Gospel-Worthy Conduct (27-28)
The very first phrase of verse 27 is profound.  There is no greater motivation for holy living than the point of this phrase: “Let your conduct be worthy of the Gospel of Christ.”  We do not follow rules and regulations simply to be “religious.”  We pursue godliness because of the great gift that God has given us—His Son.  We have all other blessings because of Him.  We do not pursue holy living to earned these things—they are already ours.  We want to live lives that are worthy of the graciousness that we have received.

Paul, the apostle, is in prison.  He hoped to be released and go back to the churches, including Philippi, but whether he was able to or not, he wanted to hear that the church was three things related to unity:

#1 Stand Fast (We should have the same essence, thinking the same things)
          In One Spirit
          With One Mind/Soul
#2 Striving Together (Not to earn salvation, but to defend the way of salvation, the true Gospel message.  It is almost too easy—believe and receive—too many people are afraid that they will not be saved, so they work, work, work.  We must fight against the urge to try to earn salvation.)
          For the Faith
          Of the Gospel
#3 Not Terrified (You are going to have opponents in the Christian life)
          By Adversaries
                   Them = Sign of Destruction
                   You = Sign of Salvation
                             From God

Gifts from God (29-30)
You have been granted on behalf of Christ:
          #1 To Believe in Him
          #2 To Suffer for Him
                   The Philippians were suffering like Paul (they were Christians)

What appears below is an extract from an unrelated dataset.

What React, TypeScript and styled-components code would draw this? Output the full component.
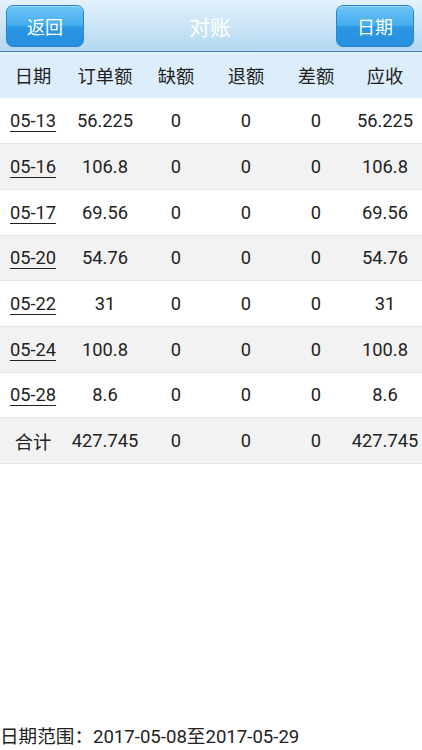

We have the opportunity to believe in Christ, that is, for salvation and every other spiritual blessing.  Yet, we also have been given the opportunity to suffer for the sake of Christ.  This is one of the greatest questions of our day: What do we do with the issue of suffering?  God allows for adversaries.  He grants to His people the opportunity to suffer with, like, and for Christ.  Our Savior and Lord was crucified.  Paul was beaten, mocked, imprisoned, and more.  While some people believe that suffering is a sign that God does not exist and even some Christians believe that suffering is a sign that God is displeased with them, the truth of the matter is that suffering is a sign that God approves of them.  Suffering is an opportunity to be united with Christ, to be a witness to the Good News of Christ, and to make a Christian stronger in their faith.  Suffering is a gift of God.

Therefore (1-4)
#1 If any Consolation/Encouragement in Christ
#2 If any Comfort of Love
#3 If any Fellowship of the Spirit
#4 If any [Deep] Affection and Mercy (compassions)
          àFulfill my Joy:
          #1 Being like-minded (that you might be of the same mind)
          #2 Having the same love
          #3 Being of one accord (united in soul/same soul/same essence?)
          #4 Being of one mind (same thinking)
                   àLet nothing be done through selfish ambition or conceit
          #5 In lowliness of mind, let each esteem others better than himself
          #6 Let each look out not only for his own interest, but for others

The language introduced in v27 of “one spirit/one soul” now becomes an entire paragraph.  It appears to have a poetic structure; there is a rhythmic consistency, short clauses, and repeated parallelism.  The summary found in this paragraph reverts back not to the suffering issue, but to the “conduct worthy of the Gospel of Christ.”  Paul exhorts the Philippians to live worthy of their calling by being united in the midst of adversity.  Out of the suffering conversation, he flows into the verses filled with encouragement and comfort that is found in Christ.  Then he comes back to his main point—unity.

Paul appeals to the Philippian’s common experience of the blessing of comfort in Christ.  This joyous relationship that they had with Christ came through Paul and was shared with him.  Just like they shared the same suffering, they also shared the same enjoyments.  That is why Paul can then say “fulfill my joy.”  His joy which is theirs also comes by “being like minded, having the same love, being of one accord, [and being] of one mind.”  I think we get the point.  Paul says the same thing four times in four different ways.  He wants the Philippians to be united and so does Christ!

Conclusion and Christian Application

God does not expect us to have a low self-esteem, but He does expect us to think more highly of others.  We should look out for ourselves and our families, but remember that our Christian brothers and sisters are family too.  We must think about the church.  This is the essence of Christian unity.  This is what Christ wants for His church.  This kind of attitude and effort for unity is the type of conduct that is worthy of the Gospel of Christ.  He bought us with His own blood, so we ought to live in a way that will reflect His graciousness and His glory.